_Given task:_
Repeat the data below exactly, dropping any pictures it holds.

_Stored data:_
....................

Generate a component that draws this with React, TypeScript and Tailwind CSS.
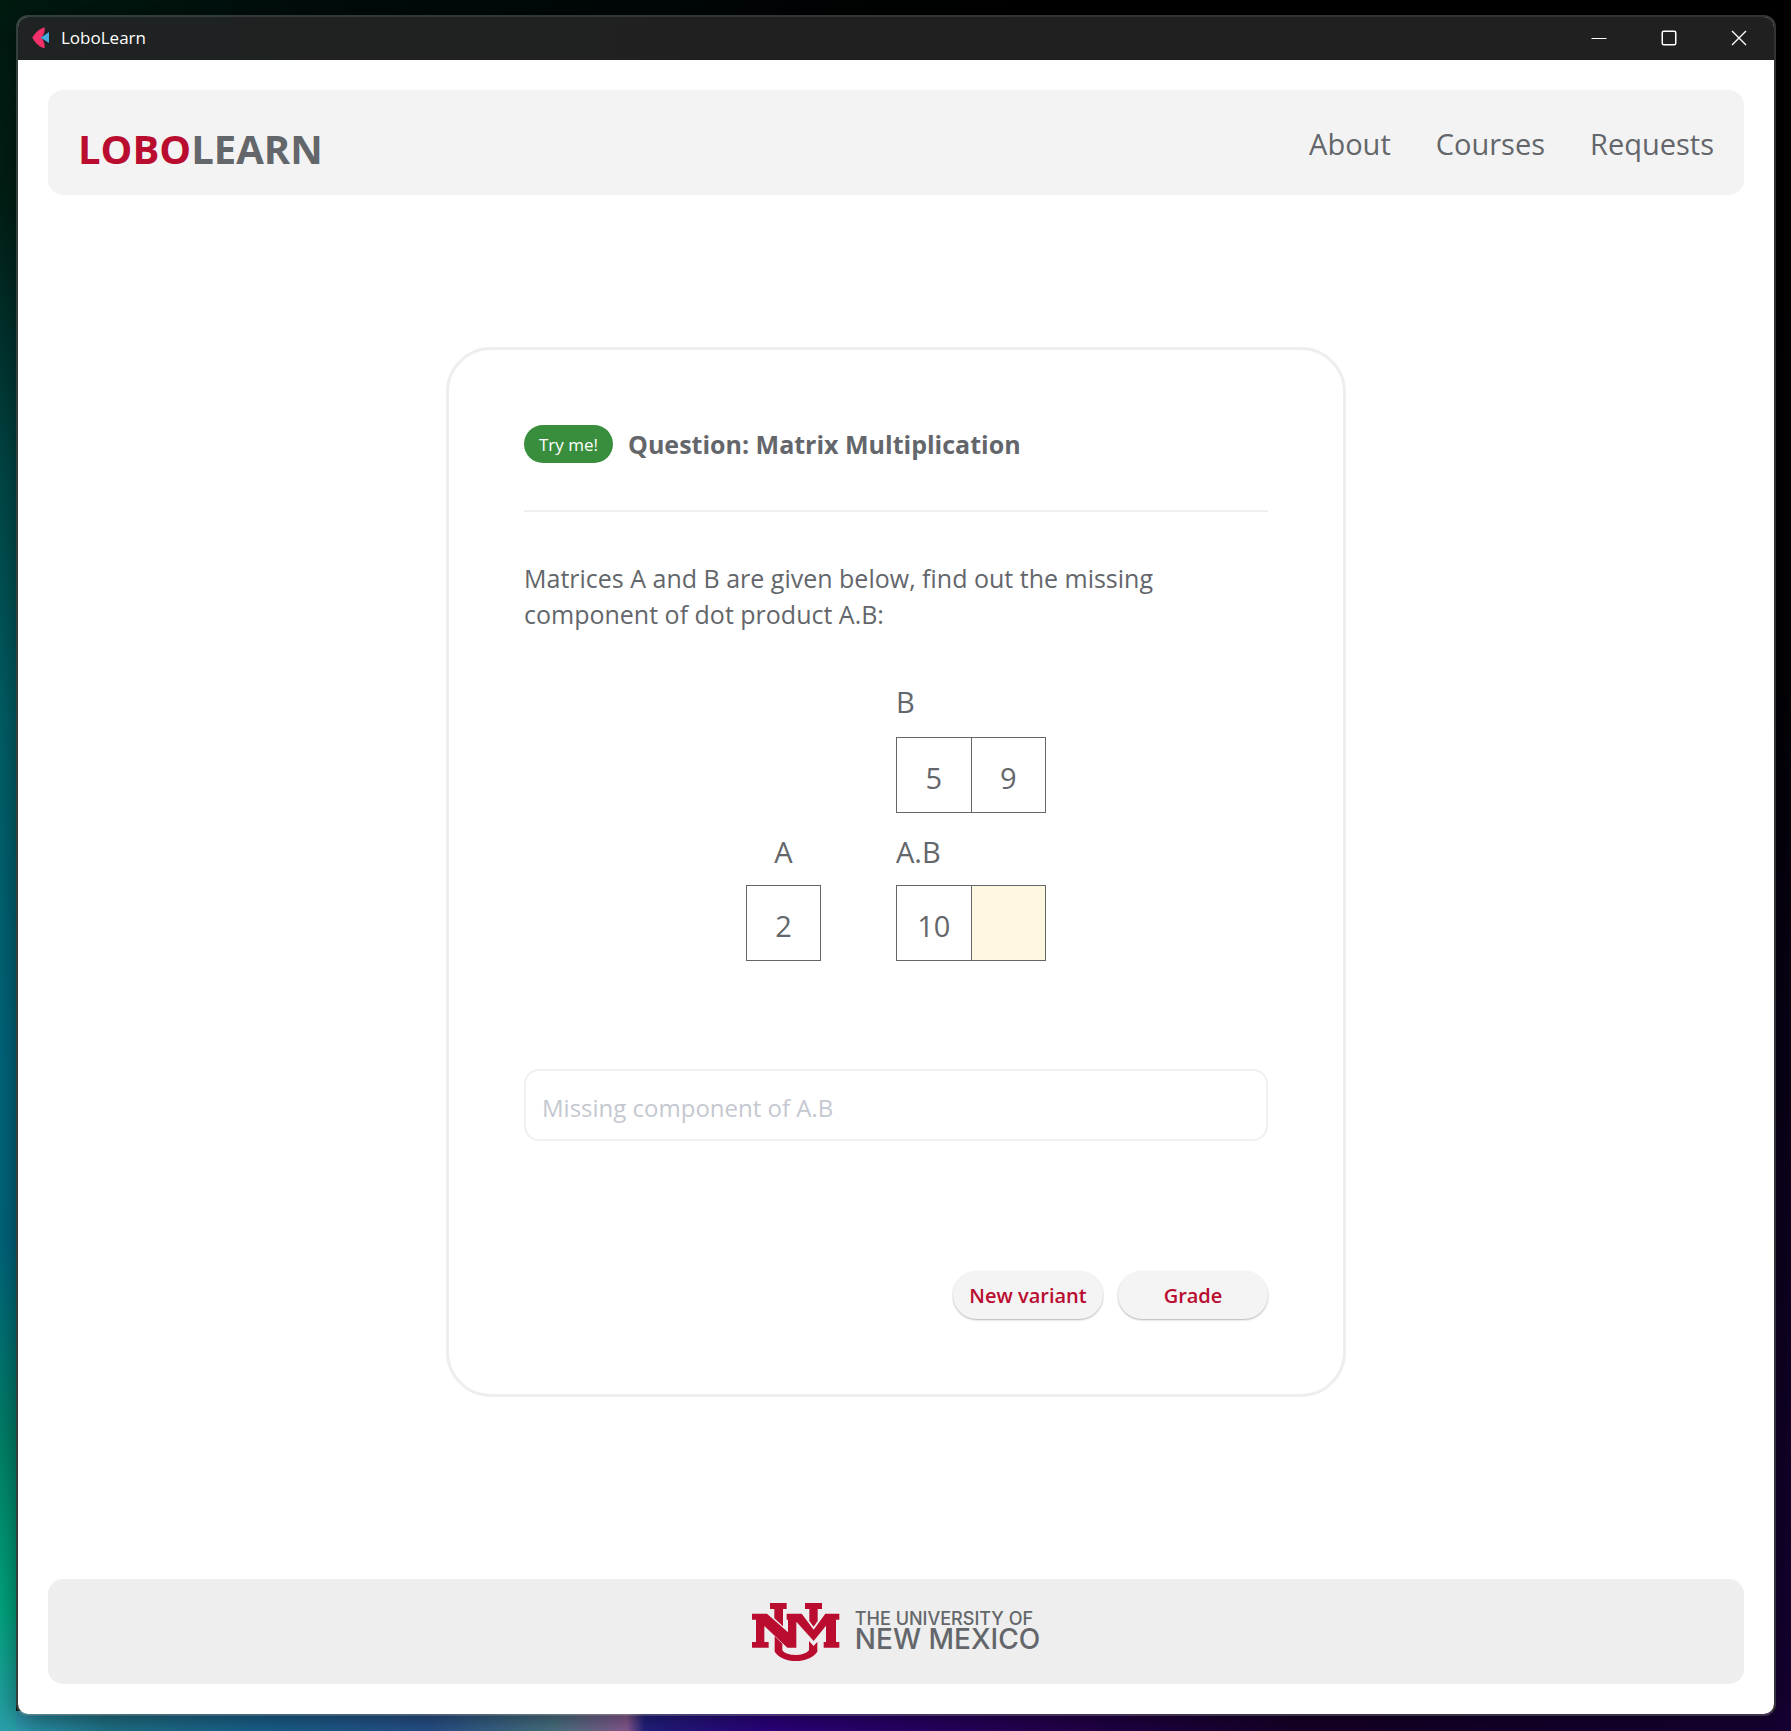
import { useState, type ReactNode } from "react";

const NAV_LINKS = ["About", "Courses", "Requests"];

function AppIcon() {
  return (
    <svg className="h-[22px] w-[18px]" viewBox="0 0 54 66" aria-hidden="true">
      <path d="M1 32C9 18 21 6 38 1C39 12 36 23 28 32C36 41 39 53 38 64C21 59 9 47 1 32Z" fill="#f2316b" />
      <path d="M26 32L51 15V48Z" fill="#45abdc" />
    </svg>
  );
}

function WindowButton({ label, children }: { label: string; children: ReactNode }) {
  return (
    <button type="button" aria-label={label} className="flex h-full w-[70px] items-center justify-center">
      <svg className="size-4" viewBox="0 0 16 16" fill="none" stroke="#ffffff" aria-hidden="true">
        {children}
      </svg>
    </button>
  );
}

function TitleBar() {
  return (
    <div className="flex h-[43px] items-center bg-linear-to-r from-[#1f2323] to-[#202020] to-40% pb-0.5 pl-3.5 text-white">
      <AppIcon />
      <span className="ml-[11px] text-[17px]">LoboLearn</span>
      <div className="ml-auto flex h-full">
        <WindowButton label="Minimize">
          <path d="M0.500 8.500H15.500" />
        </WindowButton>
        <WindowButton label="Maximize">
          <rect x="1.250" y="1.250" width="13.500" height="13.500" rx="1.500" strokeWidth="1.500" />
        </WindowButton>
        <WindowButton label="Close">
          <path d="M1 1L15 15M15 1L1 15" strokeWidth="1.400" />
        </WindowButton>
      </div>
    </div>
  );
}

function Header() {
  return (
    <header className="flex h-[105px] items-center justify-between rounded-[15px] bg-[#f3f3f3] px-[30px]">
      <h1 className="pt-3 text-[40px] leading-none font-bold">
        <span className="text-[#ba0c2f]">LOBO</span>LEARN
      </h1>
      <nav className="flex gap-[45px] pt-0.5 text-[29px]">
        {NAV_LINKS.map((name) => (
          <a key={name} href={"#" + name.toLowerCase()}>
            {name}
          </a>
        ))}
      </nav>
    </header>
  );
}

function Matrix({ label, cells }: { label: string; cells: (number | null)[] }) {
  return (
    <table aria-label={"Matrix " + label} className="border-collapse">
      <tbody>
        <tr>
          {cells.map((value, i) => (
            <td
              key={i}
              className={
                value === null
                  ? "size-[75px] border border-[#63666a] bg-[#fff8e1]"
                  : "size-[75px] border border-[#63666a] pt-1 text-center"
              }
            >
              {value}
            </td>
          ))}
        </tr>
      </tbody>
    </table>
  );
}

function Question() {
  const [answer, setAnswer] = useState("");
  return (
    <section className="w-full max-w-[900px] rounded-[45px] border-3 border-[#eeeeee] p-[75px]">
      <div className="flex items-center gap-[15px]">
        <span className="flex h-[38px] items-center rounded-full bg-[#388e3c] px-[15px] pt-0.5 text-[17px] text-white">
          Try me!
        </span>
        <h2 className="text-[25px] leading-9 font-bold">Question: Matrix Multiplication</h2>
      </div>
      <hr className="mt-[47px] border-t-2 border-[#f0f0f0]" />
      <p className="mt-12 text-[25px] leading-9">
        Matrices A and B are given below, find out the missing component of dot product A.B:
      </p>
      <div className="mx-auto mt-[30px] grid w-[300px] grid-cols-[75px_150px] justify-between text-[29px] leading-none">
        <div className="col-start-2 flex h-[75px] items-center pt-1">B</div>
        <div className="col-start-2">
          <Matrix label="B" cells={[5, 9]} />
        </div>
        <div className="flex h-[72px] items-center justify-center pt-1">A</div>
        <div className="flex h-[72px] items-center pt-1">A.B</div>
        <Matrix label="A" cells={[2]} />
        <Matrix label="A.B" cells={[10, null]} />
      </div>
      <input
        type="text"
        aria-label="Missing component of A.B"
        placeholder="Missing component of A.B"
        value={answer}
        onChange={(e) => setAnswer(e.target.value)}
        className="mt-[108px] block h-[72px] w-full rounded-[15px] border-2 border-[#f0f0f0] px-4 pt-1 text-2xl placeholder:text-[#c4c8d0]"
      />
      <div className="mt-[130px] flex justify-end gap-[15px] text-[20px] font-semibold text-[#ba0c2f]">
        <button type="button" className="h-12 w-[150px] rounded-full bg-[#f4f4f4] pt-0.5 shadow-[0_1px_2px_rgba(0,0,0,0.3)]">
          New variant
        </button>
        <button type="button" className="h-12 w-[150px] rounded-full bg-[#f4f4f4] pt-0.5 shadow-[0_1px_2px_rgba(0,0,0,0.3)]">
          Grade
        </button>
      </div>
    </section>
  );
}

function UnmMark() {
  return (
    <svg className="h-[58px] w-[88px]" viewBox="0 0 264 174" fill="#ba0c2f" aria-hidden="true">
      <path d="M54 0H104V18H93V70L67 46V18H54Z" />
      <path d="M159 0H210V18H197V54L185 71L172 54V18H159Z" />
      <path d="M0 32H45L108 88V50H104V32H149L185 80L220 32H262V50H252V117H262V134H215V117H222V68L185 114L133 56V134H106L37 69V117H50V134H0V117H12V50H0Z" />
      <path d="M68 100L91 122V142C99 152 113 156 131 156C149 156 162 152 171 142V114L185 129L196 116V146C182 165 158 174 131 174C104 174 82 165 68 146Z" />
    </svg>
  );
}

function Footer() {
  return (
    <footer className="flex h-[105px] items-center justify-center gap-[15px] rounded-[15px] bg-[#eeeeee]">
      <UnmMark />
      <div className="pb-1 font-[Inter,sans-serif] font-medium whitespace-nowrap">
        <div className="text-[18px] leading-[18px]">THE UNIVERSITY OF</div>
        <div className="text-[28px] leading-[22px]">NEW MEXICO</div>
      </div>
    </footer>
  );
}

export default function App() {
  return (
    <div className="flex min-h-screen flex-col bg-[linear-gradient(to_bottom,#001a10_0%,#001f16_12%,#004848_28%,#005f66_42%,#00657c_62%,#00647c_72%,#008068_83%,#00a57e_93%,#2a9eaa_100%),linear-gradient(to_right,#2f9fb5_0%,#20748a_6%,#1a6290_15%,#28528c_24%,#4a7484_31%,#8a5c94_35%,#222080_36%,#2c0080_43%,#260055_57%,#160028_73%,#160034_100%),linear-gradient(to_bottom,#000000_0%,#020006_40%,#160034_100%),linear-gradient(to_right,#001a10_0%,#000b0b_20%,#000000_60%)] bg-[size:16px_100%,100%_20px,16px_100%,100%_100%] bg-[position:left_top,left_bottom,right_top,left_top] bg-no-repeat py-[15px] pr-[15px] pl-4 font-['Open_Sans','Noto_Sans',sans-serif] text-[#63666a]">
      <div className="flex flex-1 flex-col overflow-hidden rounded-xl border-2 border-[#808080]/40 bg-white bg-clip-padding shadow-[0_4px_24px_rgba(0,0,0,0.45)]">
        <TitleBar />
        <div className="flex flex-1 flex-col p-[30px]">
          <Header />
          <main className="flex flex-1 flex-col items-center justify-center pb-[30px]">
            <Question />
          </main>
          <Footer />
        </div>
      </div>
    </div>
  );
}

....................

_Task output:_
Generate a component that draws this with React, TypeScript and Tailwind CSS.
import { useState, type ReactNode } from "react";

const NAV_LINKS = ["About", "Courses", "Requests"];

function AppIcon() {
  return (
    <svg className="h-[22px] w-[18px]" viewBox="0 0 54 66" aria-hidden="true">
      <path d="M1 32C9 18 21 6 38 1C39 12 36 23 28 32C36 41 39 53 38 64C21 59 9 47 1 32Z" fill="#f2316b" />
      <path d="M26 32L51 15V48Z" fill="#45abdc" />
    </svg>
  );
}

function WindowButton({ label, children }: { label: string; children: ReactNode }) {
  return (
    <button type="button" aria-label={label} className="flex h-full w-[70px] items-center justify-center">
      <svg className="size-4" viewBox="0 0 16 16" fill="none" stroke="#ffffff" aria-hidden="true">
        {children}
      </svg>
    </button>
  );
}

function TitleBar() {
  return (
    <div className="flex h-[43px] items-center bg-linear-to-r from-[#1f2323] to-[#202020] to-40% pb-0.5 pl-3.5 text-white">
      <AppIcon />
      <span className="ml-[11px] text-[17px]">LoboLearn</span>
      <div className="ml-auto flex h-full">
        <WindowButton label="Minimize">
          <path d="M0.500 8.500H15.500" />
        </WindowButton>
        <WindowButton label="Maximize">
          <rect x="1.250" y="1.250" width="13.500" height="13.500" rx="1.500" strokeWidth="1.500" />
        </WindowButton>
        <WindowButton label="Close">
          <path d="M1 1L15 15M15 1L1 15" strokeWidth="1.400" />
        </WindowButton>
      </div>
    </div>
  );
}

function Header() {
  return (
    <header className="flex h-[105px] items-center justify-between rounded-[15px] bg-[#f3f3f3] px-[30px]">
      <h1 className="pt-3 text-[40px] leading-none font-bold">
        <span className="text-[#ba0c2f]">LOBO</span>LEARN
      </h1>
      <nav className="flex gap-[45px] pt-0.5 text-[29px]">
        {NAV_LINKS.map((name) => (
          <a key={name} href={"#" + name.toLowerCase()}>
            {name}
          </a>
        ))}
      </nav>
    </header>
  );
}

function Matrix({ label, cells }: { label: string; cells: (number | null)[] }) {
  return (
    <table aria-label={"Matrix " + label} className="border-collapse">
      <tbody>
        <tr>
          {cells.map((value, i) => (
            <td
              key={i}
              className={
                value === null
                  ? "size-[75px] border border-[#63666a] bg-[#fff8e1]"
                  : "size-[75px] border border-[#63666a] pt-1 text-center"
              }
            >
              {value}
            </td>
          ))}
        </tr>
      </tbody>
    </table>
  );
}

function Question() {
  const [answer, setAnswer] = useState("");
  return (
    <section className="w-full max-w-[900px] rounded-[45px] border-3 border-[#eeeeee] p-[75px]">
      <div className="flex items-center gap-[15px]">
        <span className="flex h-[38px] items-center rounded-full bg-[#388e3c] px-[15px] pt-0.5 text-[17px] text-white">
          Try me!
        </span>
        <h2 className="text-[25px] leading-9 font-bold">Question: Matrix Multiplication</h2>
      </div>
      <hr className="mt-[47px] border-t-2 border-[#f0f0f0]" />
      <p className="mt-12 text-[25px] leading-9">
        Matrices A and B are given below, find out the missing component of dot product A.B:
      </p>
      <div className="mx-auto mt-[30px] grid w-[300px] grid-cols-[75px_150px] justify-between text-[29px] leading-none">
        <div className="col-start-2 flex h-[75px] items-center pt-1">B</div>
        <div className="col-start-2">
          <Matrix label="B" cells={[5, 9]} />
        </div>
        <div className="flex h-[72px] items-center justify-center pt-1">A</div>
        <div className="flex h-[72px] items-center pt-1">A.B</div>
        <Matrix label="A" cells={[2]} />
        <Matrix label="A.B" cells={[10, null]} />
      </div>
      <input
        type="text"
        aria-label="Missing component of A.B"
        placeholder="Missing component of A.B"
        value={answer}
        onChange={(e) => setAnswer(e.target.value)}
        className="mt-[108px] block h-[72px] w-full rounded-[15px] border-2 border-[#f0f0f0] px-4 pt-1 text-2xl placeholder:text-[#c4c8d0]"
      />
      <div className="mt-[130px] flex justify-end gap-[15px] text-[20px] font-semibold text-[#ba0c2f]">
        <button type="button" className="h-12 w-[150px] rounded-full bg-[#f4f4f4] pt-0.5 shadow-[0_1px_2px_rgba(0,0,0,0.3)]">
          New variant
        </button>
        <button type="button" className="h-12 w-[150px] rounded-full bg-[#f4f4f4] pt-0.5 shadow-[0_1px_2px_rgba(0,0,0,0.3)]">
          Grade
        </button>
      </div>
    </section>
  );
}

function UnmMark() {
  return (
    <svg className="h-[58px] w-[88px]" viewBox="0 0 264 174" fill="#ba0c2f" aria-hidden="true">
      <path d="M54 0H104V18H93V70L67 46V18H54Z" />
      <path d="M159 0H210V18H197V54L185 71L172 54V18H159Z" />
      <path d="M0 32H45L108 88V50H104V32H149L185 80L220 32H262V50H252V117H262V134H215V117H222V68L185 114L133 56V134H106L37 69V117H50V134H0V117H12V50H0Z" />
      <path d="M68 100L91 122V142C99 152 113 156 131 156C149 156 162 152 171 142V114L185 129L196 116V146C182 165 158 174 131 174C104 174 82 165 68 146Z" />
    </svg>
  );
}

function Footer() {
  return (
    <footer className="flex h-[105px] items-center justify-center gap-[15px] rounded-[15px] bg-[#eeeeee]">
      <UnmMark />
      <div className="pb-1 font-[Inter,sans-serif] font-medium whitespace-nowrap">
        <div className="text-[18px] leading-[18px]">THE UNIVERSITY OF</div>
        <div className="text-[28px] leading-[22px]">NEW MEXICO</div>
      </div>
    </footer>
  );
}

export default function App() {
  return (
    <div className="flex min-h-screen flex-col bg-[linear-gradient(to_bottom,#001a10_0%,#001f16_12%,#004848_28%,#005f66_42%,#00657c_62%,#00647c_72%,#008068_83%,#00a57e_93%,#2a9eaa_100%),linear-gradient(to_right,#2f9fb5_0%,#20748a_6%,#1a6290_15%,#28528c_24%,#4a7484_31%,#8a5c94_35%,#222080_36%,#2c0080_43%,#260055_57%,#160028_73%,#160034_100%),linear-gradient(to_bottom,#000000_0%,#020006_40%,#160034_100%),linear-gradient(to_right,#001a10_0%,#000b0b_20%,#000000_60%)] bg-[size:16px_100%,100%_20px,16px_100%,100%_100%] bg-[position:left_top,left_bottom,right_top,left_top] bg-no-repeat py-[15px] pr-[15px] pl-4 font-['Open_Sans','Noto_Sans',sans-serif] text-[#63666a]">
      <div className="flex flex-1 flex-col overflow-hidden rounded-xl border-2 border-[#808080]/40 bg-white bg-clip-padding shadow-[0_4px_24px_rgba(0,0,0,0.45)]">
        <TitleBar />
        <div className="flex flex-1 flex-col p-[30px]">
          <Header />
          <main className="flex flex-1 flex-col items-center justify-center pb-[30px]">
            <Question />
          </main>
          <Footer />
        </div>
      </div>
    </div>
  );
}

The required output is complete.